Thursday, July 23, 2009

I'm in Sheffield for my daughter's graduation.

It seems Sheffield teaches a good journalism degree: but it's terrible at ceremonial.

They used a shabby hall for an event that aspired to dignity and authority, but utterly failed to achieve it.

Watching it rather uncomfortably in my plastic chair I felt again all the anger I felt about it all, those years ago when I got my degree: in my shoulder length hair, refusing to wear a tie, I cut quite a conspicuous figure collecting my first class honours in Spanish and Arabic. In those days i never wore shoes either, so I wonder if I even tuned up in sandals.

I always hated the assessment process when I was teaching, and used to subvert it by asking my students to give themselves agrade. Which we would then negotiate.

They used to hate this process, and almost always gave themselves a mark that was less than their real worth.


But self-knowledge, the ability to judge one's own strengths and failure, is one of the most important skills education should be developing in students; and it's that which is utterly disabled by this nonsensical habit of imposing a mark on a student's work from outside.

And this ridiculous ceremony is like the apotheosis of this profoundly damaging, anti-educational practice.

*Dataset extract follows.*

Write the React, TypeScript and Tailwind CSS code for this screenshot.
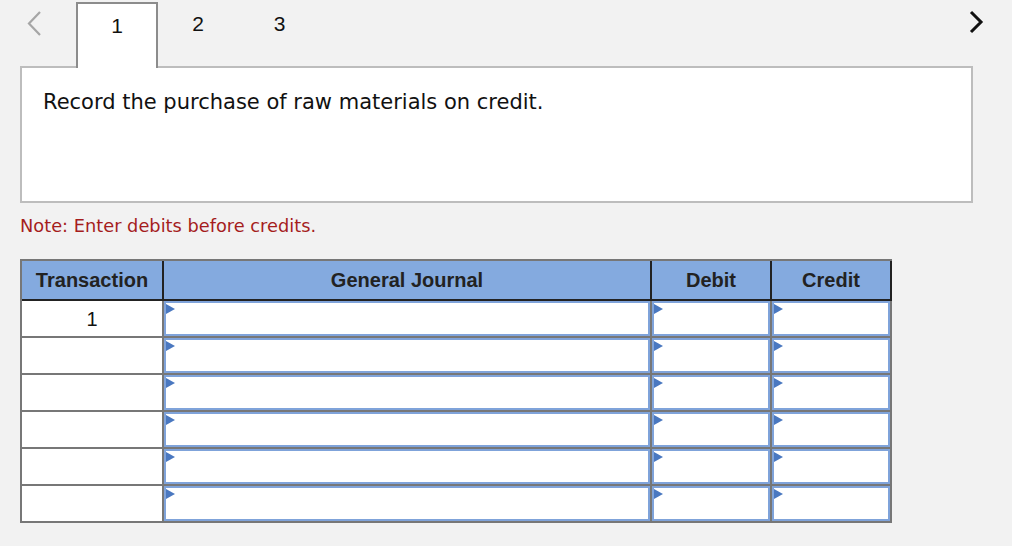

I couldn't help wondering as i watched the academics, looking self-conscious and ridiculouys mostly in their shabbily pompous gowns, just how many of them were the same toadies, time-servers, mediocrities and bullies I encountered at QMU.

I wanted Susie to be there to be see it; she was so anxious in her last illness that her dying would wreck Katie's chances of getting a degree. And I suppose it's because she's so present in my thoughts that for he last couple of nights Susie has been so painfully present in my dreams.

And in spite of everything, it was a real pleasure to celebrate the success of Katie's good friends, and to thank one of her teachers - a good man called Foster - for inspiring and challenging her so much.

And I felt such pride in her, too: at what she's achieved, against a whole host of difficulties.

At the amazing, gifted, beautiful young woman she is.